Carbon transportation is the process of transporting captured CO2 from the source to the storage site. The main modes of transportation are:

• Pipeline transportation: Carbon dioxide is transported to the storage site in a supercritical fluid state through specialized high-pressure pipelines.
• Ship transport: Carbon dioxide is compressed or liquefied and transported by dedicated ships to a storage site away from the source of emissions.
• Transportation by rail or truck: In some cases, compressed or liquefied carbon dioxide may also be transported by rail or truck.

3. Carbon Storage

Carbon storage is the process of injecting carbon dioxide into deep underground rock formations for long-term sequestration, and the main storage sites include:

• Oil and gas fields: Injecting CO2 into depleted oil and gas fields can both increase oil and gas recovery and enable CO2 storage.
• Deep saline aquifers: Carbon dioxide is injected into deep underground saline aquifers to ensure long-term safe storage of carbon dioxide through the confinement of the geological structure.
• Coal seams: Injecting carbon dioxide into unmined coal seams can increase the recovery rate of coalbed methane while realizing carbon dioxide storage.

Gas Analyzers in CCS Technology

Gas analyzers play an important role in every aspect of CCS technology:

Gas analyzers play a vital role in all aspects of Carbon Capture and Storage (CCS) technology, from gas monitoring during the capture phase to environmental assessment during the storage phase, the use of gas analyzers ensures that the entire process is efficient and safe.

1. Carbon capture phase

During the carbon capture phase, gas analyzers are primarily used to monitor the concentration of carbon dioxide in the flue gas, as well as the purity and composition of the gas during the capture process. This information is critical for optimizing the capture process, improving capture efficiency, and reducing operating costs.

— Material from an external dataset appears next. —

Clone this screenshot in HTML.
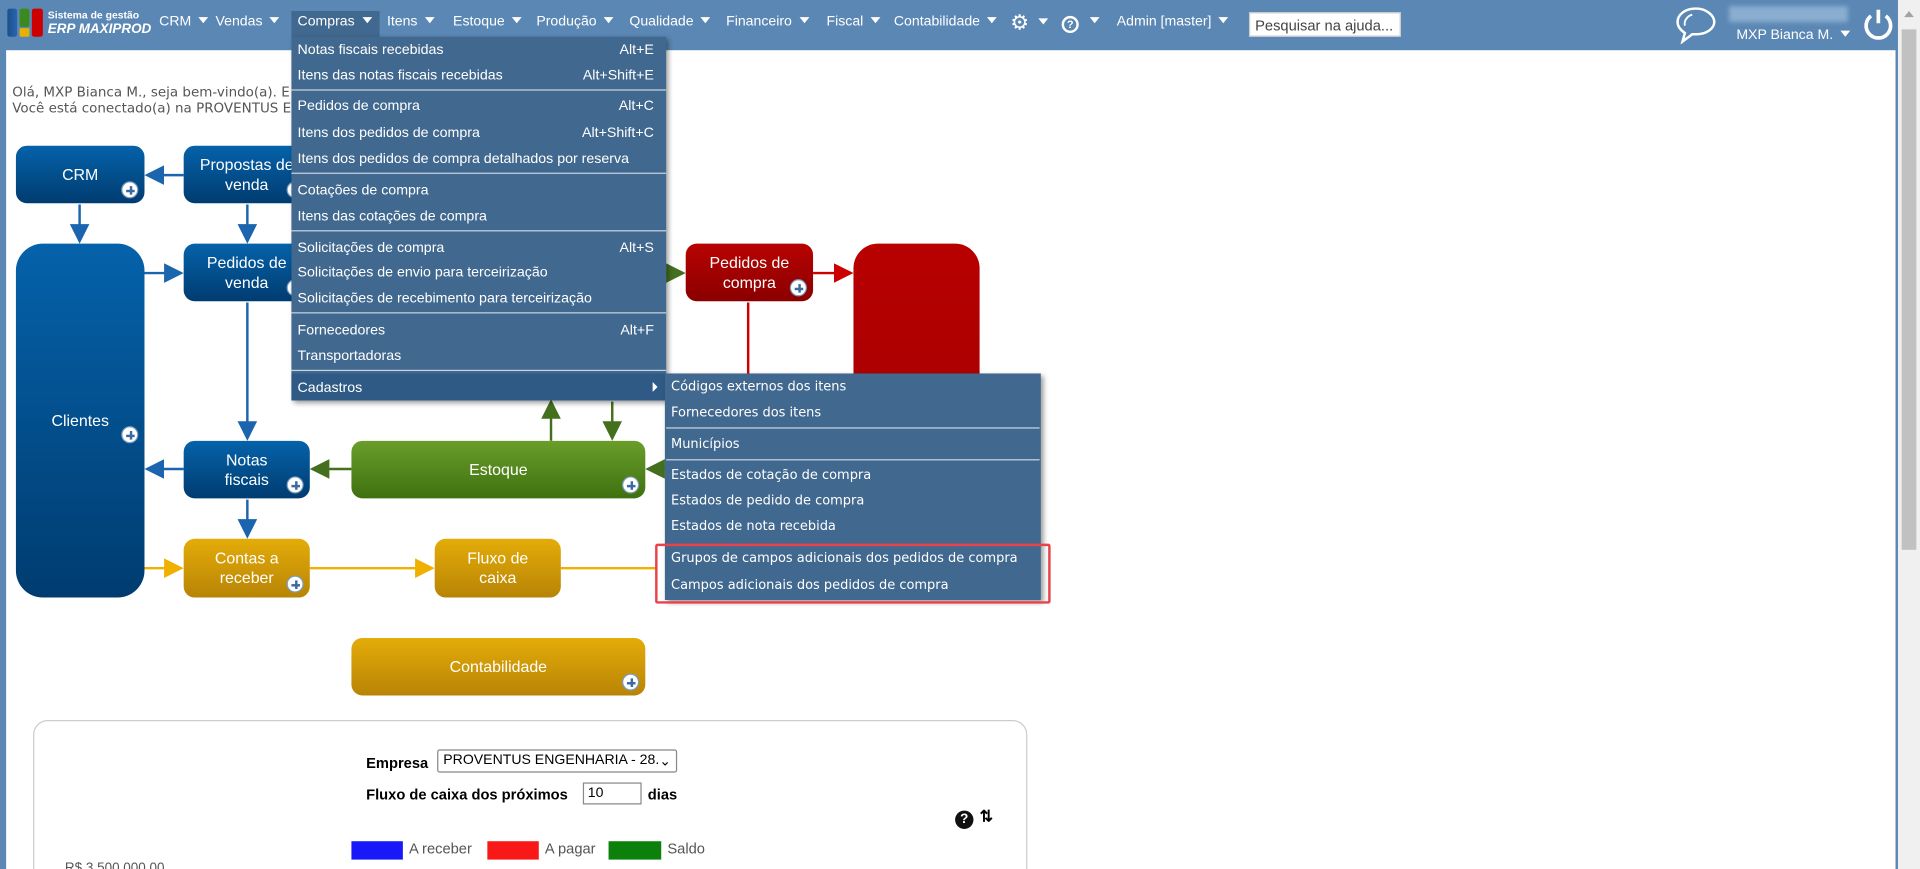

• Monitoring of carbon dioxide concentration in flue gas: The gas analyzer can measure the concentration of carbon dioxide in the flue gas in real-time, providing a basis for the adjustment of the capture process.
• Evaluating Capture Efficiency: By analyzing the gas composition before and after capture, a gas analyzer can evaluate the efficiency of a carbon capture system.
• Monitoring of gas purity: In some capture technologies, such as chemical absorption, the concentration of carbon dioxide in the absorbent needs to be monitored to ensure the regeneration and recycling of the absorbent.

2. Carbon transportation phase

During the carbon transportation phase, gas analyzers are used to monitor the pressure, temperature, and concentration of carbon dioxide in the transportation pipeline or vessel to ensure the safety of the transportation process.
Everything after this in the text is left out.